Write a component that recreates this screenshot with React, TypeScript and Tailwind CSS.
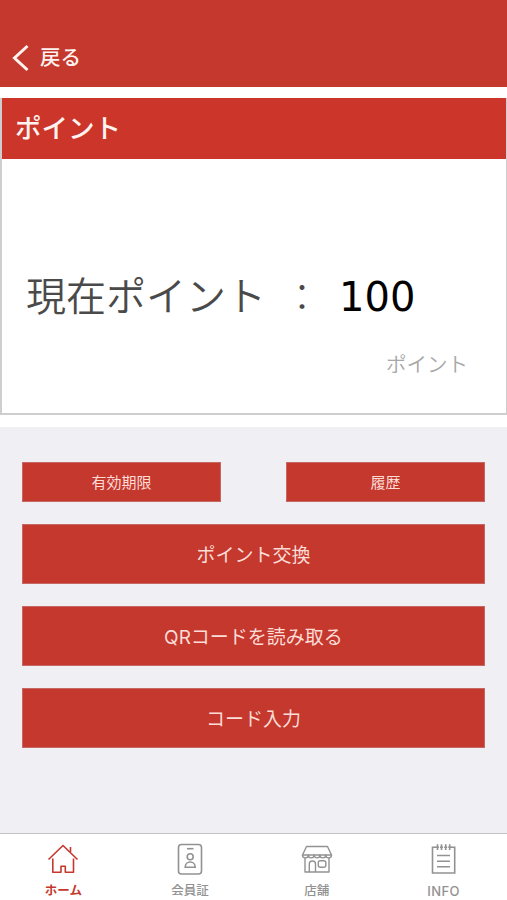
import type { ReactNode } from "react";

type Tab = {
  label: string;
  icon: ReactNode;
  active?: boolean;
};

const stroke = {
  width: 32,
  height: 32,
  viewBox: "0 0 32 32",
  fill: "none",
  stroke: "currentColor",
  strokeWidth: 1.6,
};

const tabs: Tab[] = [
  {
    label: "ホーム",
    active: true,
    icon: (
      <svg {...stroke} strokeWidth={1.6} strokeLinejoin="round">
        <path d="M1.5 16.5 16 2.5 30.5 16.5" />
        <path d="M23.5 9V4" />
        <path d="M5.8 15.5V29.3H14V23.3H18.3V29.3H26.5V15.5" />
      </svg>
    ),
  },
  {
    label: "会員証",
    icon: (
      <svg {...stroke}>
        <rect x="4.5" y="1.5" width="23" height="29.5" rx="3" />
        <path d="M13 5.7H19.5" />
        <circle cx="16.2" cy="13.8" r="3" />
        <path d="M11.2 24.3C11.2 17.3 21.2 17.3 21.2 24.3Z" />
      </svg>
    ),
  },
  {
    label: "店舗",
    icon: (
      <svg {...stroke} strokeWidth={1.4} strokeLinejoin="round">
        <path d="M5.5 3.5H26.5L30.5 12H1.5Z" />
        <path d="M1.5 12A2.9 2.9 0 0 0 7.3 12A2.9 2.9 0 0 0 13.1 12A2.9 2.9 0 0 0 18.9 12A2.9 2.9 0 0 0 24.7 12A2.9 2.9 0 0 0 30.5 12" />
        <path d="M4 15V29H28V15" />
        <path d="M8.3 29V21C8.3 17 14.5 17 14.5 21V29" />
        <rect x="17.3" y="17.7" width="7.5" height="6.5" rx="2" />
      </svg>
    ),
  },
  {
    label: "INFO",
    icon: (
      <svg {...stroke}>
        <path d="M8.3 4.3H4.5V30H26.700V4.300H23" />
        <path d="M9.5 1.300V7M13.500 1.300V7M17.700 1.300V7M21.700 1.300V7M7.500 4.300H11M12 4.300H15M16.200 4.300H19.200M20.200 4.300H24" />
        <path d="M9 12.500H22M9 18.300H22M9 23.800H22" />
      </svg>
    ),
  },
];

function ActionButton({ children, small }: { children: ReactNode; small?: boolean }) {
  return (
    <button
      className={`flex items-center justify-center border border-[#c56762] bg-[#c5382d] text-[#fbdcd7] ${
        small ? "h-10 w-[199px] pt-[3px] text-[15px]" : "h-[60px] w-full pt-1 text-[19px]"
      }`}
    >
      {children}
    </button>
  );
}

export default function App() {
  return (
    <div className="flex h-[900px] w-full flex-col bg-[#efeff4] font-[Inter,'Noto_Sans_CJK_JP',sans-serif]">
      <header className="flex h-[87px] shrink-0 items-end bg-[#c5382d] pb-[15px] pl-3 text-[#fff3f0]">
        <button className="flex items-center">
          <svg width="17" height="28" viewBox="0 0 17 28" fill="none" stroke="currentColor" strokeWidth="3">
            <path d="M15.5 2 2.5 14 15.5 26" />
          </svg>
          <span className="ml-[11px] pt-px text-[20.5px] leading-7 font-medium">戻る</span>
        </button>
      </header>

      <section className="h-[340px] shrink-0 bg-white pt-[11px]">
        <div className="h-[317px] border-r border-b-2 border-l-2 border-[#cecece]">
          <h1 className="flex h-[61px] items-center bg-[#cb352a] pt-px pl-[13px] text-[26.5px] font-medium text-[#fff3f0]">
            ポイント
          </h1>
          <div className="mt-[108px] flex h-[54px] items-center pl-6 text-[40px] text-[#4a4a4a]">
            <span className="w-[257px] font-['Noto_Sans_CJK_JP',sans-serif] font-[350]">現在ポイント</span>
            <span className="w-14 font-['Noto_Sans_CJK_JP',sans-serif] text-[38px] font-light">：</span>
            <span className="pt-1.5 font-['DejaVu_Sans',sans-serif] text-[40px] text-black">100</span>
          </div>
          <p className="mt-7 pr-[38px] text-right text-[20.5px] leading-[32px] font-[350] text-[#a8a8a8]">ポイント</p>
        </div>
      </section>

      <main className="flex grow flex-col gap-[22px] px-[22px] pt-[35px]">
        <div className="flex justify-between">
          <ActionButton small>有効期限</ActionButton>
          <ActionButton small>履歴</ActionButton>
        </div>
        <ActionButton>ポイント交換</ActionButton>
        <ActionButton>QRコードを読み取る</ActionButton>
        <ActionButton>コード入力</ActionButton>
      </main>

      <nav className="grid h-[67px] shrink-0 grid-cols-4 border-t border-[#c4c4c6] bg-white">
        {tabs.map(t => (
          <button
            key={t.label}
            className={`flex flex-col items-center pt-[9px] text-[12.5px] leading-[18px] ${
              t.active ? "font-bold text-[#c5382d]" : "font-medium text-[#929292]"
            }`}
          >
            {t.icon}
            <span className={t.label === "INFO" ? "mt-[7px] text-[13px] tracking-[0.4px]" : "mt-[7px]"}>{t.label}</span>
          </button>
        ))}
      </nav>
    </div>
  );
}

☆ ☆ ☆ ☆

> **WRITTEN REQUEST**: Reproduce each line exactly as it appears, omitting the pictures.

> **TASK ANSWER**:
Write a component that recreates this screenshot with React, TypeScript and Tailwind CSS.
import type { ReactNode } from "react";

type Tab = {
  label: string;
  icon: ReactNode;
  active?: boolean;
};

const stroke = {
  width: 32,
  height: 32,
  viewBox: "0 0 32 32",
  fill: "none",
  stroke: "currentColor",
  strokeWidth: 1.6,
};

const tabs: Tab[] = [
  {
    label: "ホーム",
    active: true,
    icon: (
      <svg {...stroke} strokeWidth={1.6} strokeLinejoin="round">
        <path d="M1.5 16.5 16 2.5 30.5 16.5" />
        <path d="M23.5 9V4" />
        <path d="M5.8 15.5V29.3H14V23.3H18.3V29.3H26.5V15.5" />
      </svg>
    ),
  },
  {
    label: "会員証",
    icon: (
      <svg {...stroke}>
        <rect x="4.5" y="1.5" width="23" height="29.5" rx="3" />
        <path d="M13 5.7H19.5" />
        <circle cx="16.2" cy="13.8" r="3" />
        <path d="M11.2 24.3C11.2 17.3 21.2 17.3 21.2 24.3Z" />
      </svg>
    ),
  },
  {
    label: "店舗",
    icon: (
      <svg {...stroke} strokeWidth={1.4} strokeLinejoin="round">
        <path d="M5.5 3.5H26.5L30.5 12H1.5Z" />
        <path d="M1.5 12A2.9 2.9 0 0 0 7.3 12A2.9 2.9 0 0 0 13.1 12A2.9 2.9 0 0 0 18.9 12A2.9 2.9 0 0 0 24.7 12A2.9 2.9 0 0 0 30.5 12" />
        <path d="M4 15V29H28V15" />
        <path d="M8.3 29V21C8.3 17 14.5 17 14.5 21V29" />
        <rect x="17.3" y="17.7" width="7.5" height="6.5" rx="2" />
      </svg>
    ),
  },
  {
    label: "INFO",
    icon: (
      <svg {...stroke}>
        <path d="M8.3 4.3H4.5V30H26.700V4.300H23" />
        <path d="M9.5 1.300V7M13.500 1.300V7M17.700 1.300V7M21.700 1.300V7M7.500 4.300H11M12 4.300H15M16.200 4.300H19.200M20.200 4.300H24" />
        <path d="M9 12.500H22M9 18.300H22M9 23.800H22" />
      </svg>
    ),
  },
];

function ActionButton({ children, small }: { children: ReactNode; small?: boolean }) {
  return (
    <button
      className={`flex items-center justify-center border border-[#c56762] bg-[#c5382d] text-[#fbdcd7] ${
        small ? "h-10 w-[199px] pt-[3px] text-[15px]" : "h-[60px] w-full pt-1 text-[19px]"
      }`}
    >
      {children}
    </button>
  );
}

export default function App() {
  return (
    <div className="flex h-[900px] w-full flex-col bg-[#efeff4] font-[Inter,'Noto_Sans_CJK_JP',sans-serif]">
      <header className="flex h-[87px] shrink-0 items-end bg-[#c5382d] pb-[15px] pl-3 text-[#fff3f0]">
        <button className="flex items-center">
          <svg width="17" height="28" viewBox="0 0 17 28" fill="none" stroke="currentColor" strokeWidth="3">
            <path d="M15.5 2 2.5 14 15.5 26" />
          </svg>
          <span className="ml-[11px] pt-px text-[20.5px] leading-7 font-medium">戻る</span>
        </button>
      </header>

      <section className="h-[340px] shrink-0 bg-white pt-[11px]">
        <div className="h-[317px] border-r border-b-2 border-l-2 border-[#cecece]">
          <h1 className="flex h-[61px] items-center bg-[#cb352a] pt-px pl-[13px] text-[26.5px] font-medium text-[#fff3f0]">
            ポイント
          </h1>
          <div className="mt-[108px] flex h-[54px] items-center pl-6 text-[40px] text-[#4a4a4a]">
            <span className="w-[257px] font-['Noto_Sans_CJK_JP',sans-serif] font-[350]">現在ポイント</span>
            <span className="w-14 font-['Noto_Sans_CJK_JP',sans-serif] text-[38px] font-light">：</span>
            <span className="pt-1.5 font-['DejaVu_Sans',sans-serif] text-[40px] text-black">100</span>
          </div>
          <p className="mt-7 pr-[38px] text-right text-[20.5px] leading-[32px] font-[350] text-[#a8a8a8]">ポイント</p>
        </div>
      </section>

      <main className="flex grow flex-col gap-[22px] px-[22px] pt-[35px]">
        <div className="flex justify-between">
          <ActionButton small>有効期限</ActionButton>
          <ActionButton small>履歴</ActionButton>
        </div>
        <ActionButton>ポイント交換</ActionButton>
        <ActionButton>QRコードを読み取る</ActionButton>
        <ActionButton>コード入力</ActionButton>
      </main>

      <nav className="grid h-[67px] shrink-0 grid-cols-4 border-t border-[#c4c4c6] bg-white">
        {tabs.map(t => (
          <button
            key={t.label}
            className={`flex flex-col items-center pt-[9px] text-[12.5px] leading-[18px] ${
              t.active ? "font-bold text-[#c5382d]" : "font-medium text-[#929292]"
            }`}
          >
            {t.icon}
            <span className={t.label === "INFO" ? "mt-[7px] text-[13px] tracking-[0.4px]" : "mt-[7px]"}>{t.label}</span>
          </button>
        ))}
      </nav>
    </div>
  );
}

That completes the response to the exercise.